◆ **WHAT IS REQUIRED**:
Scan the material below for the string "components", and copy every line where it shows up.

Web page code records:
--*--

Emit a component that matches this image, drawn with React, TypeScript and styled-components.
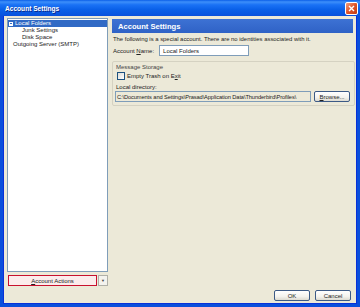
import React from 'react';
import styled, { createGlobalStyle } from 'styled-components';

const GlobalStyle = createGlobalStyle`
  html, body {
    margin: 0;
    padding: 0;
    background: #ece9d8;
  }
  body {
    font-family: 'Liberation Sans', 'DejaVu Sans', Arial, sans-serif;
    font-size: 6px;
    color: #000;
  }
`;

const Window = styled.div`
  width: 360px;
  height: 307px;
  box-sizing: border-box;
  display: flex;
  flex-direction: column;
  background: #ece9d8;
  border: 3px solid #0a4fdc;
  border-top: none;
  box-shadow: inset 1px 0 0 #0831d9, inset -1px 0 0 #0831d9, inset 0 -1px 0 #0831d9;
`;

const TitleBar = styled.div`
  height: 16px;
  margin: 0 -3px;
  padding: 0 2px 0 5px;
  display: flex;
  align-items: center;
  justify-content: space-between;
  background: linear-gradient(to bottom, #0b5fe8 0%, #3d8ffa 12%, #1a72f5 30%, #0a60e8 60%, #0856e0 90%, #0a4fdc 100%);
`;

const Title = styled.span`
  color: #fff;
  font-weight: bold;
  font-size: 6.6px;
  text-shadow: 1px 1px 0 #0a2a8a;
`;

const CloseBox = styled.div`
  width: 13px;
  height: 13px;
  box-sizing: border-box;
  border: 1px solid #fff;
  border-radius: 2px;
  background: linear-gradient(135deg, #f0a080 0%, #e0552a 50%, #c03a10 100%);
  display: flex;
  align-items: center;
  justify-content: center;
`;

const Body = styled.div`
  flex: 1;
  display: flex;
  flex-direction: column;
  padding: 2px 1px 3px 4px;
  min-height: 0;
`;

const Main = styled.div`
  flex: 1;
  display: flex;
  gap: 4px;
  min-height: 0;
`;

const Sidebar = styled.div`
  flex: none;
  width: 101px;
  display: flex;
  flex-direction: column;
`;

const Tree = styled.div`
  flex: 1;
  background: #fff;
  border: 1px solid #7f9db9;
  padding-top: 1px;
`;

const TreeRow = styled.div<{ $indent: number; $selected?: boolean }>`
  height: 7px;
  line-height: 7px;
  padding-left: ${p => p.$indent}px;
  display: flex;
  align-items: center;
  gap: 2px;
  white-space: nowrap;
  background: ${p => (p.$selected ? '#316ac5' : 'transparent')};
  color: ${p => (p.$selected ? '#fff' : '#222')};
`;

const Twisty = styled.span`
  width: 4px;
  height: 4px;
  border: 1px solid #fff;
  box-sizing: border-box;
  position: relative;
  &::after {
    content: '';
    position: absolute;
    left: 0;
    top: 1px;
    width: 2px;
    height: 1px;
    background: #fff;
  }
`;

const ActionRow = styled.div`
  height: 11px;
  margin-top: 3px;
  display: flex;
  align-items: stretch;
`;

const ActionButton = styled.div`
  flex: 1;
  margin-left: 1px;
  border: 1px solid #c8102e;
  background: #fbecec;
  display: flex;
  align-items: center;
  justify-content: center;
  color: #222;
`;

const DropArrow = styled.div`
  width: 8px;
  margin-left: 1px;
  border: 1px solid #b0b0a8;
  background: #f4f3ee;
  display: flex;
  align-items: center;
  justify-content: center;
  font-size: 4px;
  color: #444;
`;

const Content = styled.div`
  flex: 1;
  min-width: 0;
  display: flex;
  flex-direction: column;
  padding-right: 3px;
`;

const Header = styled.div`
  height: 14px;
  margin-top: 1px;
  padding-left: 6px;
  display: flex;
  align-items: center;
  background: linear-gradient(to bottom, #3d72d4 0%, #2f62c6 100%);
  color: #fff;
  font-weight: bold;
  font-size: 7.6px;
`;

const Intro = styled.div`
  margin: 3px 0 0 1px;
  white-space: nowrap;
  font-size: 5.9px;
  color: #222;
`;

const FieldRow = styled.div`
  display: flex;
  align-items: center;
  margin: 3px 0 0 1px;
  gap: 5px;
  color: #222;
`;

const TextBox = styled.div<{ $width?: number; $gray?: boolean }>`
  height: 11px;
  box-sizing: border-box;
  width: ${p => (p.$width ? `${p.$width}px` : 'auto')};
  flex: ${p => (p.$width ? 'none' : '1')};
  min-width: 0;
  border: 1px solid #7f9db9;
  background: ${p => (p.$gray ? '#ece9d8' : '#fff')};
  padding: 0 ${p => (p.$gray ? 1 : 3)}px;
  display: flex;
  align-items: center;
  white-space: nowrap;
  overflow: hidden;
  font-size: ${p => (p.$gray ? 5.7 : 6)}px;
  letter-spacing: ${p => (p.$gray ? -0.1 : 0)}px;
  color: #222;
`;

const GroupBox = styled.div`
  margin: 5px -2px 0 0;
  border: 1px solid #d5d2c2;
  border-radius: 2px;
  padding: 2px 4px 3px 2px;
  display: flex;
  flex-direction: column;
  color: #222;
`;

const Caption = styled.div`
  color: #444;
  padding-left: 1px;
`;

const CheckRow = styled.div`
  display: flex;
  align-items: center;
  gap: 2px;
  margin: 2px 0 0 2px;
`;

const Check = styled.span`
  width: 8px;
  height: 8px;
  box-sizing: border-box;
  border: 1px solid #1c5180;
  background: linear-gradient(135deg, #dcdcd7 0%, #fff 100%);
`;

const DirLabel = styled.div`
  margin: 4px 0 0 1px;
`;

const DirRow = styled.div`
  display: flex;
  align-items: center;
  gap: 3px;
  margin-top: 1px;
`;

const PushButton = styled.div<{ $width: number }>`
  flex: none;
  width: ${p => p.$width}px;
  height: 11px;
  box-sizing: border-box;
  border: 1px solid #3c5a86;
  border-radius: 2px;
  background: linear-gradient(to bottom, #fff 0%, #f4f3ee 60%, #dcdad0 100%);
  display: flex;
  align-items: center;
  justify-content: center;
  color: #222;
`;

const Footer = styled.div`
  display: flex;
  justify-content: flex-end;
  gap: 5px;
  padding: 4px 5px 0 0;
`;

const U = styled.span`
  text-decoration: underline;
`;

export default function App() {
  return (
    <>
      <GlobalStyle />
      <Window>
        <TitleBar>
          <Title>Account Settings</Title>
          <CloseBox>
            <svg width="7" height="7" viewBox="0 0 7 7">
              <path d="M1 1L6 6M6 1L1 6" stroke="#fff" strokeWidth="1.4" />
            </svg>
          </CloseBox>
        </TitleBar>
        <Body>
          <Main>
            <Sidebar>
              <Tree>
                <TreeRow $indent={1} $selected>
                  <Twisty />
                  Local Folders
                </TreeRow>
                <TreeRow $indent={14}>Junk Settings</TreeRow>
                <TreeRow $indent={14}>Disk Space</TreeRow>
                <TreeRow $indent={5}>Outgoing Server (SMTP)</TreeRow>
              </Tree>
              <ActionRow>
                <ActionButton>
                  <span>
                    <U>A</U>ccount Actions
                  </span>
                </ActionButton>
                <DropArrow>▼</DropArrow>
              </ActionRow>
            </Sidebar>
            <Content>
              <Header>Account Settings</Header>
              <Intro>The following is a special account. There are no identities associated with it.</Intro>
              <FieldRow>
                <span>
                  Account <U>N</U>ame:
                </span>
                <TextBox $width={90}>Local Folders</TextBox>
              </FieldRow>
              <GroupBox>
                <Caption>Message Storage</Caption>
                <CheckRow>
                  <Check />
                  <span>
                    Empty Trash on E<U>x</U>it
                  </span>
                </CheckRow>
                <DirLabel>Local directory:</DirLabel>
                <DirRow>
                  <TextBox $gray>C:\Documents and Settings\Prasad\Application Data\Thunderbird\Profiles\</TextBox>
                  <PushButton $width={36}>
                    <span>
                      <U>B</U>rowse...
                    </span>
                  </PushButton>
                </DirRow>
              </GroupBox>
            </Content>
          </Main>
          <Footer>
            <PushButton $width={36}>OK</PushButton>
            <PushButton $width={36}>Cancel</PushButton>
          </Footer>
        </Body>
      </Window>
    </>
  );
}
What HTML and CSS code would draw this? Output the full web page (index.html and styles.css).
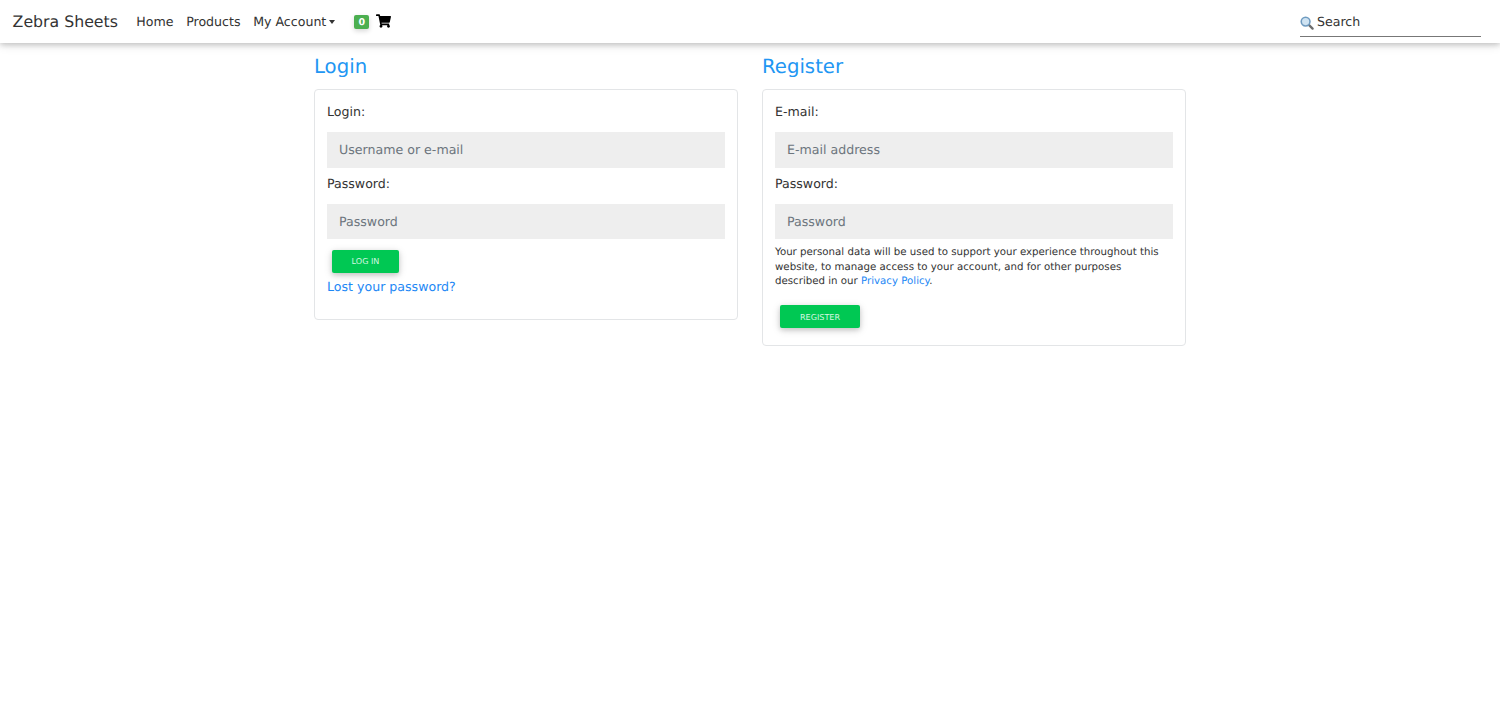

--*--

◆ **EXERCISE RESPONSE**:
Emit a component that matches this image, drawn with React, TypeScript and styled-components.
import styled, { createGlobalStyle } from 'styled-components';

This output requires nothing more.